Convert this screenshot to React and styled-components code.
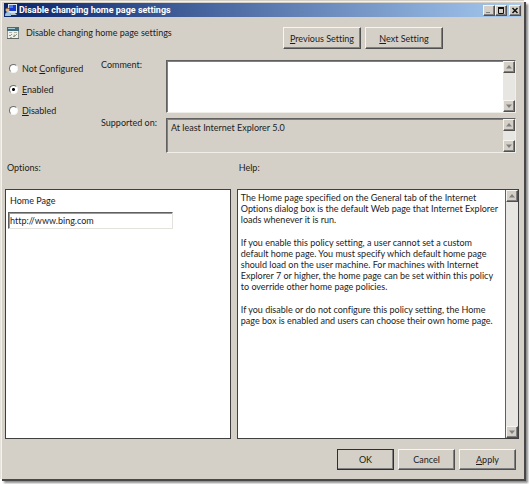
import React from "react"
import styled, { createGlobalStyle, ThemeProvider } from "styled-components"

const theme = {
  face: "#d4d0c8",
  light: "#f6f5f2",
  shade: "#808080",
  dark: "#505050",
  track: "#e8e6e2",
  text: "#1c1c1c",
  font: 'Lato, "Open Sans", sans-serif',
  titleFont: 'Roboto, "Open Sans", sans-serif',
}

const GlobalStyle = createGlobalStyle`
  * {
    box-sizing: border-box;
  }

  body {
    margin: 0;
    background: #fff;
    overflow: hidden;
  }

  button, input, textarea {
    margin: 0;
    font: inherit;
    color: inherit;
  }
`

const Desktop = styled.main`
  display: flex;
  min-height: 100vh;
  padding: 0 5px 5px 0;
`

const Window = styled.section`
  flex: 1;
  min-width: 0;
  display: flex;
  flex-direction: column;
  padding: 2px 5px 9px 3px;
  background: ${({ theme }) => theme.face};
  border-left: 1px solid #e6e3dc;
  border-top: 1px solid #d4d0c8;
  box-shadow: inset 1px 1px 0 #f4f2ee, 2px 2px 0 #484848, 4px 4px 2px #8c8c8c;
  color: ${({ theme }) => theme.text};
  font-family: ${({ theme }) => theme.font};
  font-size: 9px;
  line-height: 11px;
  font-variant-ligatures: none;
`

const TitleBar = styled.header`
  display: flex;
  align-items: center;
  height: 14px;
  margin-right: -3px;
  padding: 0 1px;
  background: linear-gradient(90deg, #0a246a, #a6caf0);
`

const Title = styled.h1`
  flex: 1;
  margin: 0 0 0 2px;
  color: #fff;
  font-family: ${({ theme }) => theme.titleFont};
  font-size: 9px;
  line-height: 13px;
  font-weight: 700;
`

const Captions = styled.div`
  display: flex;

  button:last-child {
    margin-left: 2px;
  }
`

const Raised = styled.button`
  display: flex;
  align-items: center;
  justify-content: center;
  padding: 0;
  background: ${({ theme }) => theme.face};
  border: 1px solid;
  border-color: ${({ theme }) =>
    `${theme.light} ${theme.dark} ${theme.dark} ${theme.light}`};
  box-shadow: inset -1px -1px 0 ${({ theme }) => theme.shade};
`

const CaptionButton = styled(Raised)`
  width: 12px;
  height: 11px;
`

const Intro = styled.div`
  display: flex;
  align-items: flex-start;
  padding: 10px 0 0 3px;
`

const PolicyName = styled.h2`
  flex: 1;
  margin: 0 0 0 6px;
  font-size: 9px;
  line-height: 12px;
  font-weight: 400;
`

const StepButtons = styled.div`
  display: flex;
  gap: 4px;
  margin-right: 76px;
`

const StepButton = styled(Raised)`
  width: 78px;
  height: 22px;
`

const Settings = styled.div`
  display: grid;
  grid-template-columns: 92px 1fr;
  padding: 11px 3px 0 5px;
`

const States = styled.fieldset`
  display: flex;
  flex-direction: column;
  gap: 9px;
  margin: 0;
  padding: 2px 0 0;
  border: 0;
`

const State = styled.label`
  display: flex;
  align-items: center;
  gap: 4px;
  height: 12px;
`

const Radio = styled.input`
  appearance: none;
  flex: none;
  width: 9px;
  height: 9px;
  margin: 0;
  border: 1px solid;
  border-color: #6c6c6c #f4f4f4 #f4f4f4 #6c6c6c;
  border-radius: 50%;
  background: #fff;

  &:checked {
    background: radial-gradient(circle, #000 0 1px, #fff 2px);
  }
`

const Fields = styled.div`
  display: grid;
  grid-template-columns: 65px 1fr;
  row-gap: 5px;
`

const Label = styled.label`
  line-height: 10px;
`

const Sunken = styled.div`
  display: flex;
  height: ${({ $height }) => $height}px;
  border: 1px solid;
  border-color: #606060 #f0eee9 #f0eee9 #606060;
  box-shadow: inset 1px 1px 0 ${({ theme }) => theme.shade};
  background: ${({ $disabled, theme }) => ($disabled ? theme.face : "#fff")};
`

const TextArea = styled.textarea`
  flex: 1;
  min-width: 0;
  padding: 3px 4px;
  border: 0;
  outline: 0;
  resize: none;
  overflow: hidden;
  background: transparent;
`

const Track = styled.div`
  flex: none;
  display: flex;
  flex-direction: column;
  justify-content: space-between;
  width: 12px;
  background: ${({ theme }) => theme.track};
`

const ScrollButton = styled(Raised)`
  width: 12px;
  height: 12px;
`

const Panels = styled.div`
  flex: 1;
  display: grid;
  grid-template-columns: 4fr 5fr;
  grid-template-rows: auto 1fr;
  column-gap: 6px;
  padding: 9px 0 0 1px;
`

const PanelTitle = styled.h3`
  margin: 0;
  padding: 0 2px 15px;
  font-size: 9px;
  line-height: 12px;
  font-weight: 400;
`

const Panel = styled.div`
  display: flex;
  min-width: 0;
  background: #fff;
  border: 1px solid #404040;
`

const Options = styled.div`
  flex: 1;
  display: flex;
  flex-direction: column;
  align-items: flex-start;
  gap: 6px;
  padding: 6px 2px;

  label {
    padding-left: 2px;
  }
`

const TextInput = styled.input`
  width: 75%;
  height: 17px;
  padding: 0 1px;
  border: 1px solid;
  border-color: #606060 #e4e2dc #e4e2dc #606060;
  box-shadow: inset 1px 1px 0 #9a9a9a;
  outline: 0;
`

const HelpText = styled.div`
  flex: 1;
  padding: 2px 0 0 3px;
  border-right: 1px solid #606060;
  white-space: pre-line;

  p {
    margin: 0 0 12px;
  }
`

const Footer = styled.footer`
  display: flex;
  justify-content: flex-end;
  gap: 4px;
  padding: 10px 3px 0 0;
`

const FooterButton = styled(Raised)`
  width: 57px;
  height: 21px;
  outline: ${({ $primary }) => ($primary ? "1px solid #303030" : "0")};
  outline-offset: -1px;
`

const Svg = styled.svg`
  display: block;
  flex: none;
`

const UserIcon = () => (
  <Svg width="12" height="13" viewBox="0 0 12 13">
    <path d="M3 0h9v9H3z" fill="#d8e4ee" />
    <path d="M4 1h7v6H4z" fill="#1838d0" />
    <path d="M4 1h4v3H4z" fill="#4878f0" />
    <path d="M5 9h5l2 2H6z" fill="#b8c4cc" />
    <circle cx="2.5" cy="6" r="2" fill="#d8b890" />
    <path d="M0 12c0-3 1-4 3-4s3 1 3 4z" fill="#9cc4dc" />
    <path d="M.5 5q2-3 4 0z" fill="#8c6030" />
  </Svg>
)

const PolicyIcon = () => (
  <Svg width="13" height="13" viewBox="0 0 13 13">
    <path d="M.5.5h11v11H.5z" fill="#f0f0ea" stroke="#8c9490" />
    <path d="M0 0h12v4H0z" fill="#456b78" />
    <path d="M1 1h7v1H1z" fill="#a4ccd4" />
    <path d="M2 5h3v1H2zm5 0h3v1H7z" fill="#b0b4ac" />
    <path d="M2 8l1 1 2-2M6 9l1 1 3-3" fill="none" stroke="#909890" />
    <path d="M3 10h2v1H3z" fill="#e0a040" />
    <circle cx="7.500" cy="8.500" r="1" fill="#a8a070" />
    <path d="M0 11h12v1H0z" fill="#606864" />
  </Svg>
)

const ScrollBar = ({ name }) => (
  <Track>
    <ScrollButton type="button" aria-label={`Scroll ${name} up`}>
      <Svg width="6" height="4" viewBox="0 0 6 4">
        <path d="M3 0l3 3.500H0z" fill="#808080" />
      </Svg>
    </ScrollButton>
    <ScrollButton type="button" aria-label={`Scroll ${name} down`}>
      <Svg width="6" height="4" viewBox="0 0 6 4">
        <path d="M0 .5h6L3 4z" fill="#808080" />
      </Svg>
    </ScrollButton>
  </Track>
)

const App = () => (
  <ThemeProvider theme={theme}>
    <GlobalStyle />
    <Desktop>
      <Window>
        <TitleBar>
          <UserIcon />
          <Title>Disable changing home page settings</Title>
          <Captions>
            <CaptionButton type="button" aria-label="Minimize">
              <Svg width="8" height="7" viewBox="0 0 8 7">
                <path d="M1 5.500h4" stroke="#808080" />
              </Svg>
            </CaptionButton>
            <CaptionButton type="button" aria-label="Maximize">
              <Svg width="8" height="7" viewBox="0 0 8 7">
                <path d="M1.500 1v5.500h5V1" fill="none" stroke="#111" />
                <path d="M1 1h6" stroke="#111" strokeWidth="2" />
              </Svg>
            </CaptionButton>
            <CaptionButton type="button" aria-label="Close">
              <Svg width="8" height="7" viewBox="0 0 8 7">
                <path d="M1.500 1l5 5M6.500 1l-5 5" stroke="#111" strokeWidth="1.500" />
              </Svg>
            </CaptionButton>
          </Captions>
        </TitleBar>

        <Intro>
          <PolicyIcon />
          <PolicyName>Disable changing home page settings</PolicyName>
          <StepButtons>
            <StepButton type="button">
              <span><u>P</u>revious Setting</span>
            </StepButton>
            <StepButton type="button">
              <span><u>N</u>ext Setting</span>
            </StepButton>
          </StepButtons>
        </Intro>

        <Settings>
          <States>
            <State>
              <Radio type="radio" name="state" />
              <span>Not <u>C</u>onfigured</span>
            </State>
            <State>
              <Radio type="radio" name="state" defaultChecked />
              <span><u>E</u>nabled</span>
            </State>
            <State>
              <Radio type="radio" name="state" />
              <span><u>D</u>isabled</span>
            </State>
          </States>
          <Fields>
            <Label htmlFor="comment">Comment:</Label>
            <Sunken $height={53}>
              <TextArea id="comment" />
              <ScrollBar name="comment" />
            </Sunken>
            <Label htmlFor="supported">Supported on:</Label>
            <Sunken $height={35} $disabled>
              <TextArea
                id="supported"
                readOnly
                defaultValue="At least Internet Explorer 5.0"
              />
              <ScrollBar name="supported" />
            </Sunken>
          </Fields>
        </Settings>

        <Panels>
          <PanelTitle>Options:</PanelTitle>
          <PanelTitle>Help:</PanelTitle>
          <Panel>
            <Options>
              <Label htmlFor="homepage">Home Page</Label>
              <TextInput
                id="homepage"
                type="text"
                defaultValue="http://www.bing.com"
              />
            </Options>
          </Panel>
          <Panel>
            <HelpText>
              <p>
                {`The Home page specified on the General tab of the Internet
                Options dialog box is the default Web page that Internet Explorer
                loads whenever it is run.`}
              </p>
              <p>
                {`If you enable this policy setting, a user cannot set a custom
                default home page. You must specify which default home page
                should load on the user machine. For machines with Internet
                Explorer 7 or higher, the home page can be set within this policy
                to override other home page policies.`}
              </p>
              <p>
                {`If you disable or do not configure this policy setting, the Home
                page box is enabled and users can choose their own home page.`}
              </p>
            </HelpText>
            <ScrollBar name="help" />
          </Panel>
        </Panels>

        <Footer>
          <FooterButton type="submit" $primary>OK</FooterButton>
          <FooterButton type="button">Cancel</FooterButton>
          <FooterButton type="button">
            <span><u>A</u>pply</span>
          </FooterButton>
        </Footer>
      </Window>
    </Desktop>
  </ThemeProvider>
)

export default App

→ **WHAT IS EXPECTED**:
Determine the number of lines where the string "components" occurs, and give that number only.

→ **FINAL RESULT**:
2